1ElaadNL / Enexis, harm.van.den.brink@enexis.nl ? NL

The authors of this paper (ElaadNL) gives the EVS30 organization the right to copy and publish this paper, restricted and directly related to dissemination of the EVS30 conference, under the condition that the ElaadNL is always being mentioned as the author. The (full) copyright itself will stay at ElaadNL.

Executive Summary

As the electric vehicle (EV) charging infrastructure grows exponentially, the need for better security grows with it as well. The next step will make electric cars and Smart Charging a crucial part of the electricity system in the near future. Smart Charging is using innovative techniques to charge EVs at moments when there is abundant power available in combination with low demand. Since these techniques rely on measurements and data, the integrity and authenticity of this data is crucial. In this paper, a study of the use and need of digital signatures in the EV infrastructure is discussed. This study aims to give more insight in how the implementation of digital signatures could technically work, what risks are mitigated and how the organizational process could work. To be able to answer these questions this study will identify the current situation in the EV charging infrastructure and why digital signatures should be implemented. Keywords: Electric vehicles, cyber security, digital signatures, public key infrastructure

1 Overview

1.1 Introduction

As the EV infrastructure grows exponentially, the need for better security grows with it as well.

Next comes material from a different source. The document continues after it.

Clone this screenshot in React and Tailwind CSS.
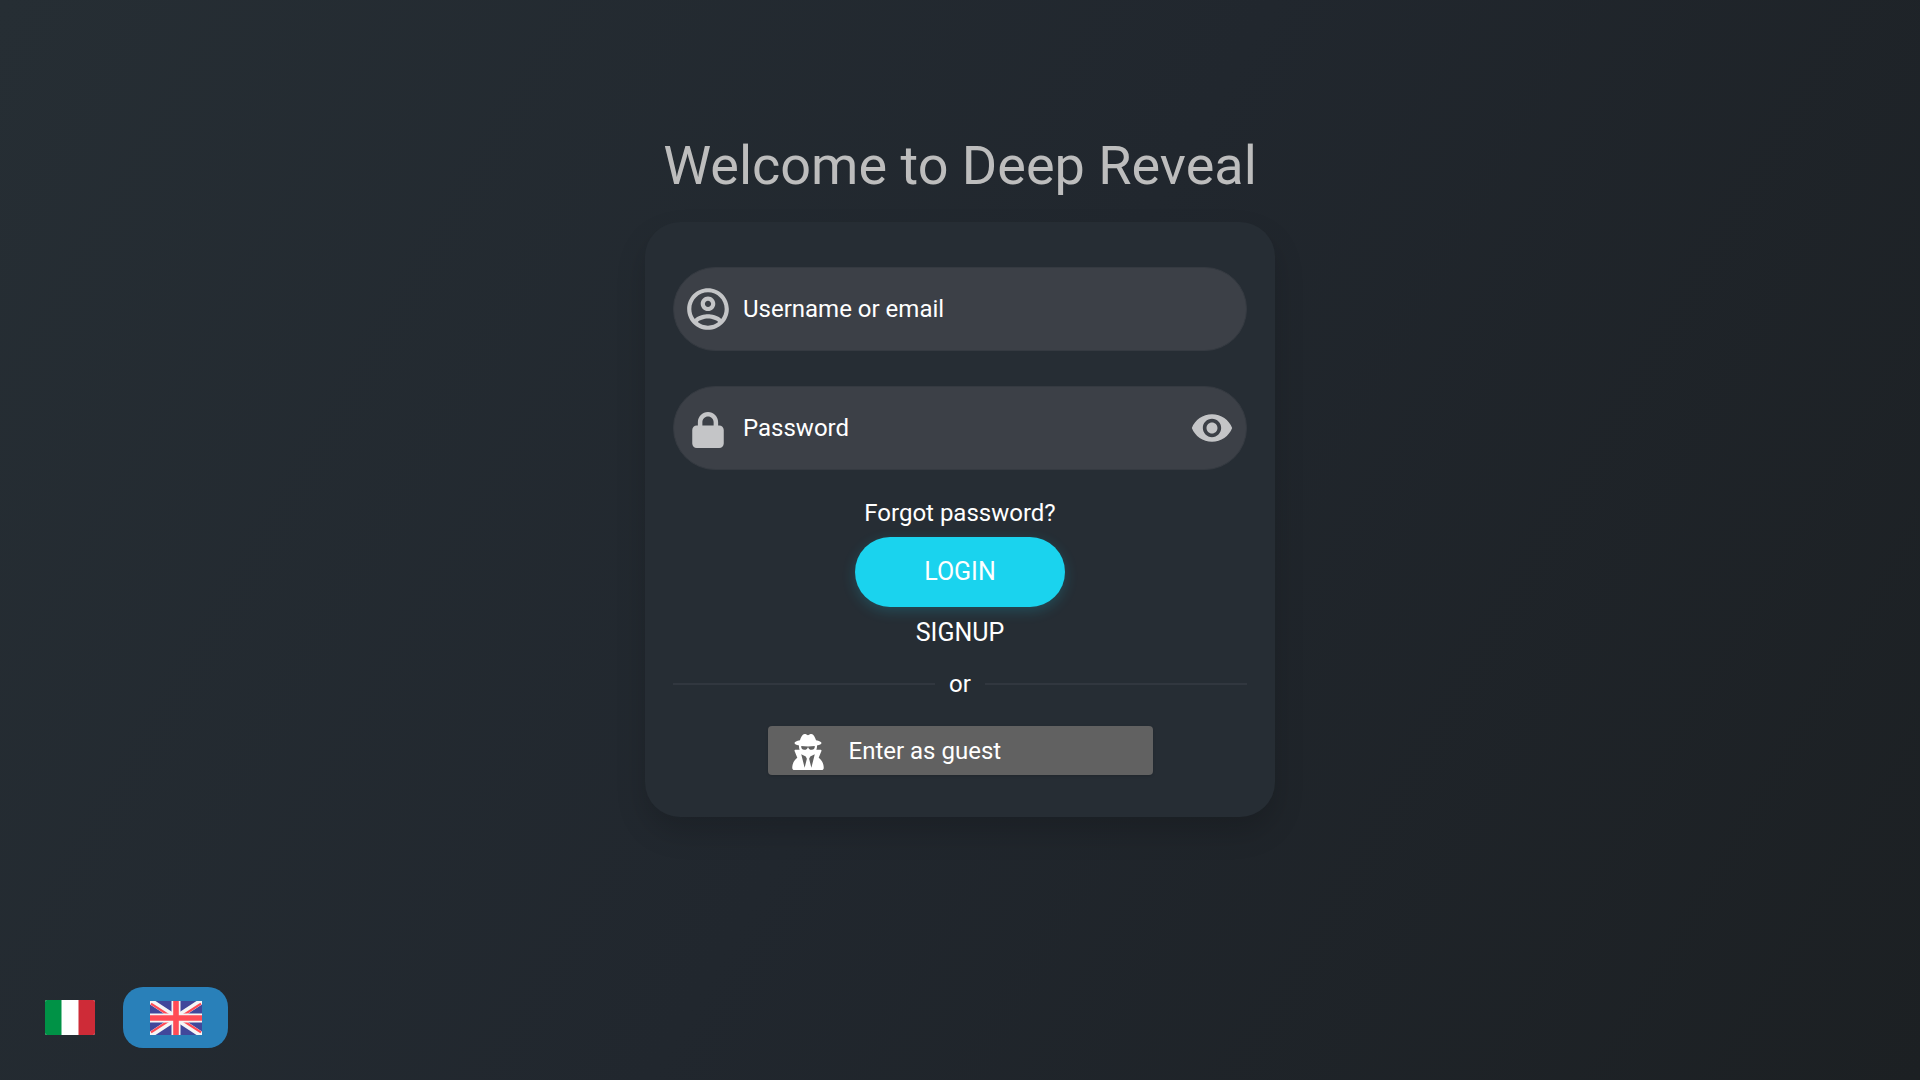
import { useState } from "react";
import { FaLock, FaUserSecret } from "react-icons/fa6";
import { MdVisibility } from "react-icons/md";

function AccountIcon({ className }) {
  return (
    <svg viewBox="0 0 24 24" fill="currentColor" className={className} aria-hidden="true">
      <path d="M12 2C6.48 2 2 6.48 2 12s4.48 10 10 10 10-4.48 10-10S17.52 2 12 2zM7.07 18.28c.43-.9 3.05-1.78 4.93-1.78s4.51.88 4.93 1.78C15.57 19.36 13.86 20 12 20s-3.57-.64-4.93-1.72zm11.29-1.45c-1.43-1.74-4.9-2.33-6.36-2.33s-4.93.59-6.36 2.33C4.62 15.49 4 13.82 4 12c0-4.41 3.59-8 8-8s8 3.59 8 8c0 1.82-.62 3.49-1.64 4.83zM12 6c-1.94 0-3.5 1.56-3.5 3.5S10.06 13 12 13s3.5-1.56 3.5-3.5S13.94 6 12 6zm0 5c-.83 0-1.5-.67-1.5-1.5S11.17 8 12 8s1.5.67 1.5 1.5S12.83 11 12 11z" />
    </svg>
  );
}

function ItalianFlag() {
  return (
    <svg viewBox="0 0 50 35" className="h-[35px] w-[50px] rounded-xs" aria-hidden="true">
      <rect width="50" height="35" fill="#fff" />
      <rect width="16.5" height="35" fill="#009246" />
      <rect x="33.5" width="16.5" height="35" fill="#ce2b37" />
    </svg>
  );
}

function BritishFlag() {
  return (
    <svg viewBox="0 0 52 34" className="h-[34px] w-[52px]" aria-hidden="true">
      <rect width="52" height="34" fill="#41479b" />
      <path d="M0 0L52 34M52 0L0 34" stroke="#f5f5f5" strokeWidth="6" />
      <path d="M1 2.6L20 15M51 31.4L32 19M51 2.6L32 15M1 31.4L20 19" stroke="#ff4b55" strokeWidth="2.2" />
      <path d="M26 0V34M0 17H52" stroke="#f5f5f5" strokeWidth="9" />
      <path d="M26 0V34M0 17H52" stroke="#ff4b55" strokeWidth="5.6" />
    </svg>
  );
}

function Field({ icon, children, ...input }) {
  return (
    <div className="flex h-[84px] items-center rounded-full border border-[#353a41] bg-[#3c4047] pr-3 text-[#c4c5c7]">
      <label htmlFor={input.id} className="flex w-[67px] shrink-0 justify-center">
        {icon}
      </label>
      <input
        {...input}
        aria-label={input.placeholder}
        className="min-w-0 flex-1 bg-transparent pl-0.5 text-2xl text-white outline-none placeholder:text-white placeholder:opacity-100"
      />
      {children}
    </div>
  );
}

export default function App() {
  const [visible, setVisible] = useState(false);
  return (
    <div className="flex min-h-screen flex-col bg-linear-[120deg] from-[#262e34] via-[#21272e] to-[#1c2023] font-['Roboto',sans-serif] text-2xl text-white">
      <main className="flex flex-1 flex-col items-center pt-[134px]">
        <h1 className="text-[54px] leading-[64px] text-[#bdbdbd]">Welcome to Deep Reveal</h1>
        <form
          className="mt-6 flex w-full max-w-[630px] flex-col rounded-[35px] bg-[#262d34] px-7 pt-[45px] pb-[42px] shadow-[0_15px_30px_rgba(0,0,0,0.16)]"
          onSubmit={(e) => e.preventDefault()}
        >
          <div className="flex flex-col gap-[35px]">
            <Field id="username" type="text" placeholder="Username or email" icon={<AccountIcon className="size-[50px]" />} />
            <Field
              id="password"
              type={visible ? "text" : "password"}
              placeholder="Password"
              icon={<FaLock className="mt-1 h-9 w-8" />}
            >
              <button type="button" aria-label="Show password" onClick={() => setVisible(!visible)}>
                <MdVisibility className="size-11" />
              </button>
            </Field>
          </div>
          <div className="mt-[29px] flex flex-col items-center">
            <a href="#forgot" className="leading-7">Forgot password?</a>
            <button
              type="submit"
              className="mt-[10px] h-[70px] w-[210px] rounded-full bg-[#1ad3ee] text-[25px] shadow-[0_4px_14px_rgba(26,211,238,0.2)]"
            >
              LOGIN
            </button>
            <a href="#signup" className="mt-3 text-[25px] leading-7">SIGNUP</a>
          </div>
          <div className="mt-[23px] flex items-center gap-[14px]">
            <span className="h-0.5 flex-1 bg-[#31373f]" />
            <span className="leading-7">or</span>
            <span className="h-0.5 flex-1 bg-[#31373f]" />
          </div>
          <button
            type="button"
            className="mt-7 flex h-[49px] w-[385px] items-center self-center rounded bg-[#616161] pl-6 shadow-sm"
          >
            <FaUserSecret className="mt-0.5 h-9 w-8" />
            <span className="ml-[25px]">Enter as guest</span>
          </button>
        </form>
      </main>
      <nav aria-label="Language" className="flex items-center pb-8 pl-[45px]">
        <button type="button" aria-label="Italiano">
          <ItalianFlag />
        </button>
        <button
          type="button"
          aria-label="English"
          aria-pressed="true"
          className="ml-7 flex h-[61px] w-[105px] items-center justify-center rounded-[20px] bg-[#2980b9]"
        >
          <BritishFlag />
        </button>
      </nav>
    </div>
  );
}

The current developments are comparable with the situation when the first gasoline cars were introduced on the market. In the beginning there were not many cars on the roads , so the urgency for proper signs, guardrails and regulation was low. Once more cars were on the road, the need for proper signs, guardrails and regulation grew to keep the traffic manageable and to omit accident risks. In a way the same phenomenon is happing now with the EV infrastructure.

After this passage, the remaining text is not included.